E che ne è di quelli che Dio non mette in queste condizioni? Cioè non dà loro il dono? Forse che si dannano?

A volte qualche teologo ha risposto di sì, citando una frase di Gesù: «Chi crederà e sarà battezzato, sarà salvo. Chi non crederà, sarà condannato» (Mc 16,16).

Tuttavia, siccome nel Cattolicesimo è stata più volte condannata la teoria della predestinazione alla dannazione da parte di Dio, la frase di Mc 16,16 si deve intendere così:

chi, vedendo che deve credere,

- crederà e sarà battezzato, sarà salvo;

- non crederà, sarà condannato.



8. L’eresia

Chi sceglie di prestare fiducia ad un testimone, sceglie di accettare per vero tutto quanto il testimone ritiene essenziale nella sua testimonianza.

Se perciò, tra le notizie che il testimone racconta, si fa una scelta di accettarne alcune e non altre (in greco a‡resij-éresis = scelta, da cui la parola eresia), la si fa in base ad un criterio soggettivo di ciò che è plausibile o no. In questo caso il metro della verità non è la parola del testimone, ma il proprio criterio personale. E questo non è un atto di fiducia nel testimone. E dunque non è fede.

Operare una scelta di ciò che piace o no nella testimonianza apostolica e, indirettamente, nelle parole di Gesù, equivale a rifiutare la fede cristiana.

Chi infatti ha scelto di prestare fiducia agli apostoli quando raccontano un fatto colossale come la risurrezione, non dovrebbe avere difficoltà ad accettare tutte le affermazioni che gli apostoli hanno fatto su Gesù e che essi stessi hanno giudicato importanti.
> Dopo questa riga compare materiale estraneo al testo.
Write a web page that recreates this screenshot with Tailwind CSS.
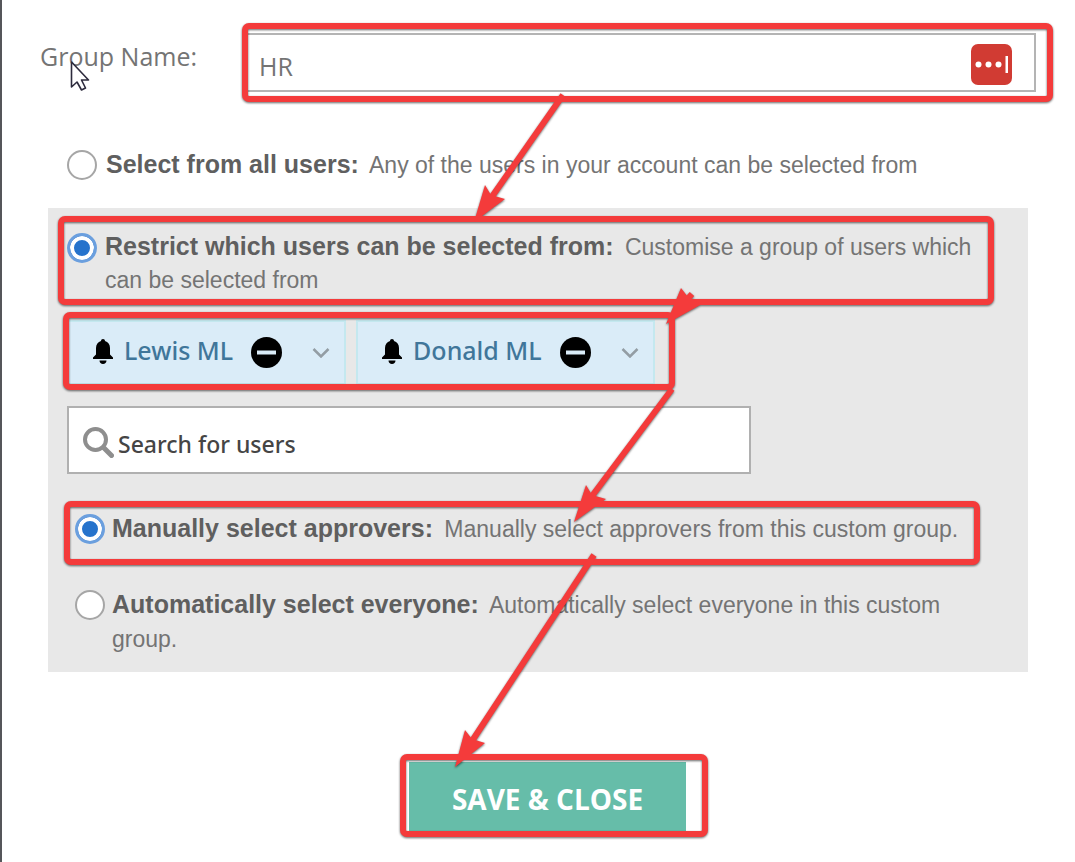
<!DOCTYPE html>
<html lang="en">
<head>
<meta charset="utf-8">
<meta name="viewport" content="width=device-width, initial-scale=1">
<title>Edit group</title>
<script src="https://cdn.jsdelivr.net/npm/@tailwindcss/browser@4"></script>
</head>
<body class="bg-white">
<main class="relative min-h-screen border-l-2 border-[#55565a] pt-[33px] pb-6 font-['Liberation_Sans',Arial,sans-serif] text-[23px] leading-[34px] text-[#747474]">
  <form>
    <div class="flex items-start pr-[39px] pl-[38px] font-['Open_Sans',sans-serif]">
      <label for="group-name" class="w-[206px] shrink-0 text-[25px] leading-[46px]">Group Name:</label>
      <div class="flex h-[59px] flex-1 items-center border-2 border-[#b4b4b4] pr-[22px] pl-[11px]">
        <input id="group-name" type="text" value="HR" class="min-w-0 flex-1 bg-transparent pt-[6px] text-[25px] outline-none">
        <button type="button" aria-label="Fill from password manager" class="mt-1 size-[41px]">
          <svg viewBox="0 0 41 41" class="size-full"><rect width="41" height="41" rx="7" fill="#d13b33"/><g fill="#fff"><circle cx="7.500" cy="20.500" r="3"/><circle cx="17.500" cy="20.500" r="3"/><circle cx="27.500" cy="20.500" r="3"/><rect x="34.500" y="12" width="2.500" height="17"/></g></svg>
        </button>
      </div>
    </div>

    <div class="mt-14 flex items-start gap-[9px] pr-12 pl-[65px]">
      <input id="all-users" type="radio" name="scope" class="mt-[2px] size-[30px] shrink-0 appearance-none rounded-full border-2 border-[#a6a6a6] bg-white checked:border-[3px] checked:border-[#6b9fde] checked:bg-[#2673cc] checked:shadow-[inset_0_0_0_4px_white]">
      <label for="all-users"><b class="mr-[5px] text-[25px] leading-none text-[#5f5f5f]">Select from all users:</b> Any of the users in your account can be selected from</label>
    </div>

    <section class="mt-[26px] mr-[47px] ml-[46px] bg-[#e8e8e8] pt-[23px] pb-4">
      <div class="flex items-start gap-2 pr-10 pl-[19px] leading-[33px]">
        <input id="restrict" type="radio" name="scope" checked class="mt-[2px] size-[30px] shrink-0 appearance-none rounded-full border-2 border-[#a6a6a6] bg-white checked:border-[3px] checked:border-[#6b9fde] checked:bg-[#2673cc] checked:shadow-[inset_0_0_0_4px_white]">
        <label for="restrict"><b class="mr-[5px] text-[25px] leading-none text-[#5f5f5f]">Restrict which users can be selected from:</b> Customise a group of users which can be selected from</label>
      </div>

      <ul class="mt-[23px] flex gap-[10px] pl-[19px] font-['Noto_Sans',sans-serif] text-[25px] font-medium text-[#40769a]">
        <li class="flex h-[65px] items-center border-2 border-[#c4e8ef] bg-[#daecf8] pr-[14px] pb-[2px] pl-6">
          <svg viewBox="0 0 20 25" class="mr-[11px] h-[25px] w-5 text-black" fill="currentColor" aria-hidden="true"><path d="M10 0c1.200 0 2 .8 2 2 3 .9 5 3.600 5 7v6.500l3 3V20H0v-1.500l3-3V9c0-3.400 2-6.100 5-7 0-1.200.8-2 2-2zM6.500 21.500h7c0 2-1.500 3.500-3.500 3.500s-3.500-1.500-3.500-3.500z"/></svg>
          <span class="mb-1">Lewis ML</span>
          <button type="button" aria-label="Remove Lewis ML" class="mt-[2px] ml-[18px] size-[31px]"><svg viewBox="0 0 31 31" class="size-full"><circle cx="15.500" cy="15.500" r="15.500" fill="#000"/><rect x="6" y="13.500" width="19" height="4" fill="#daecf8"/></svg></button>
          <button type="button" aria-label="Options for Lewis ML" class="mt-[2px] ml-[30px] h-[10px] w-[18px]"><svg viewBox="0 0 18 10" class="size-full" fill="none" stroke="#939da4" stroke-width="2.500"><path d="M1.500 1 9 8.500 16.500 1"/></svg></button>
        </li>
        <li class="flex h-[65px] items-center border-2 border-[#c4e8ef] bg-[#daecf8] pr-[14px] pb-[2px] pl-6">
          <svg viewBox="0 0 20 25" class="mr-[11px] h-[25px] w-5 text-black" fill="currentColor" aria-hidden="true"><path d="M10 0c1.200 0 2 .8 2 2 3 .9 5 3.600 5 7v6.500l3 3V20H0v-1.500l3-3V9c0-3.400 2-6.100 5-7 0-1.200.8-2 2-2zM6.500 21.500h7c0 2-1.500 3.500-3.500 3.500s-3.500-1.500-3.500-3.500z"/></svg>
          <span class="mb-1">Donald ML</span>
          <button type="button" aria-label="Remove Donald ML" class="mt-[2px] ml-[18px] size-[31px]"><svg viewBox="0 0 31 31" class="size-full"><circle cx="15.500" cy="15.500" r="15.500" fill="#000"/><rect x="6" y="13.500" width="19" height="4" fill="#daecf8"/></svg></button>
          <button type="button" aria-label="Options for Donald ML" class="mt-[2px] ml-[30px] h-[10px] w-[18px]"><svg viewBox="0 0 18 10" class="size-full" fill="none" stroke="#939da4" stroke-width="2.500"><path d="M1.500 1 9 8.500 16.500 1"/></svg></button>
        </li>
      </ul>

      <div class="mt-[21px] ml-[19px] flex h-[68px] max-w-[684px] items-center border-2 border-[#b0b0b0] bg-white pl-[14px]">
        <svg viewBox="0 0 31 31" class="mt-1 size-[31px] shrink-0" fill="none" stroke="#8e8e8e" aria-hidden="true"><circle cx="12.500" cy="12.500" r="10.500" stroke-width="4"/><path d="m20.500 20.500 8 8" stroke-width="5" stroke-linecap="round"/></svg>
        <input type="text" aria-label="Search for users" placeholder="Search for users" class="min-w-0 flex-1 bg-transparent pt-2 pl-1 font-['Noto_Sans',sans-serif] text-[23px] font-medium outline-none placeholder:text-[#454545]">
      </div>

      <div class="mt-[38px] flex items-start gap-[7px] pr-10 pl-[27px]">
        <input id="manual" type="radio" name="approvers" checked class="mt-[2px] size-[30px] shrink-0 appearance-none rounded-full border-2 border-[#a6a6a6] bg-white checked:border-[3px] checked:border-[#6b9fde] checked:bg-[#2673cc] checked:shadow-[inset_0_0_0_4px_white]">
        <label for="manual"><b class="mr-[5px] text-[25px] leading-none text-[#5f5f5f]">Manually select approvers:</b> Manually select approvers from this custom group.</label>
      </div>
      <div class="mt-[42px] flex items-start gap-[7px] pr-10 pl-[27px]">
        <input id="automatic" type="radio" name="approvers" class="mt-[2px] size-[30px] shrink-0 appearance-none rounded-full border-2 border-[#a6a6a6] bg-white checked:border-[3px] checked:border-[#6b9fde] checked:bg-[#2673cc] checked:shadow-[inset_0_0_0_4px_white]">
        <label for="automatic"><b class="mr-[5px] text-[25px] leading-none text-[#5f5f5f]">Automatically select everyone:</b> Automatically select everyone in this custom group.</label>
      </div>
    </section>

    <div class="mt-[90px] flex justify-center pl-[18px]">
      <button type="submit" class="h-[69px] bg-[#66bda9] px-[43px] pt-1 font-['Open_Sans',sans-serif] text-[28px] font-bold text-white">SAVE &amp; CLOSE</button>
    </div>
  </form>

  <!-- Walkthrough highlights, arrows and pointer drawn over the form -->
  <svg class="pointer-events-none absolute top-0 -left-[2px] h-[862px] w-[1075px] drop-shadow-[0_1px_1px_rgb(0_0_0/0.6)]" viewBox="0 0 1075 862" fill="none" stroke="#f43b3b" stroke-width="6" aria-hidden="true">
    <rect x="245" y="26" width="805" height="73" rx="4"/>
    <rect x="61" y="219" width="930" height="83" rx="4"/>
    <rect x="66" y="315" width="606" height="72" rx="4"/>
    <rect x="67" y="504" width="910" height="58" rx="4"/>
    <rect x="403" y="757" width="302" height="77" rx="4"/>
    <path d="M563 95 491 198M692 294l-9 10M672 389l-80 107M594 555 472 741"/>
    <g fill="#f43b3b" stroke="none">
      <path d="m474 222 11-37 6 10 14 4z"/>
      <path d="m666 324 15-36 7 9 14 7z"/>
      <path d="m574 522 12-37 6 10 14 4z"/>
      <path d="m455 767 10-37 7 9 13 4z"/>
    </g>
  </svg>
  <svg class="pointer-events-none absolute top-[60px] left-[68px] h-8 w-5" viewBox="0 0 20 32" aria-hidden="true"><path d="M1.500 2v25l5.500-5 4.500 8 4-2-4-8h7z" fill="#fff" stroke="#2d2b3d" stroke-width="1.600" stroke-linejoin="round"/></svg>
</main>
</body>
</html>
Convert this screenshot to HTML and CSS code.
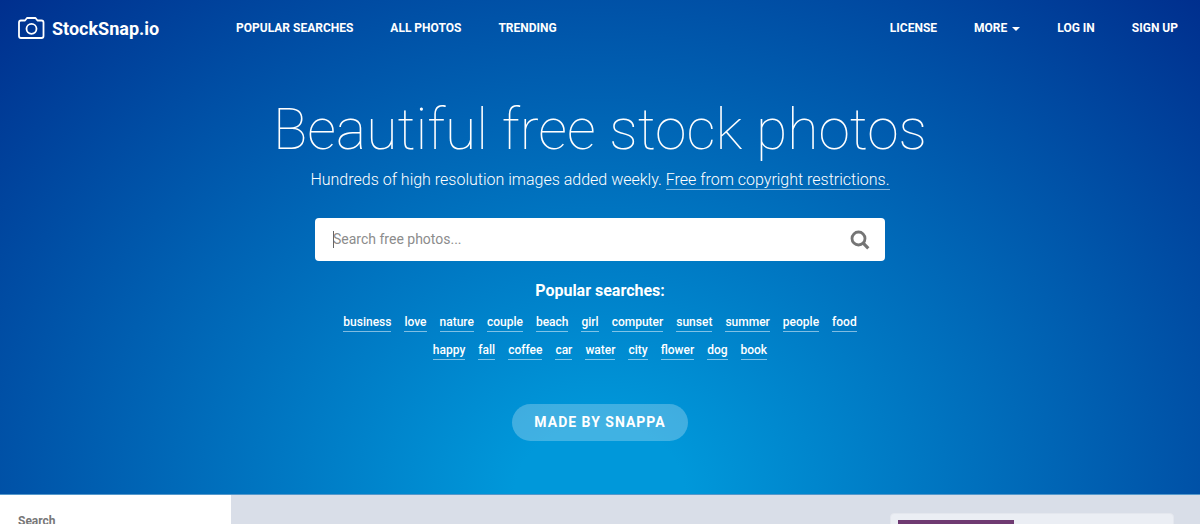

E poi, sulla garanzia della risurrezione, non dovrebbe avere difficoltà ad accettare come vero tutto quanto disse Gesù e gli apostoli tramandarono, anche se ciò implica un effettivo «salto nel buio». Prendere solo ciò che piace e lasciare ciò che non piace non è fidarsi di Gesù, ma di se stessi e quindi non è fede cristiana.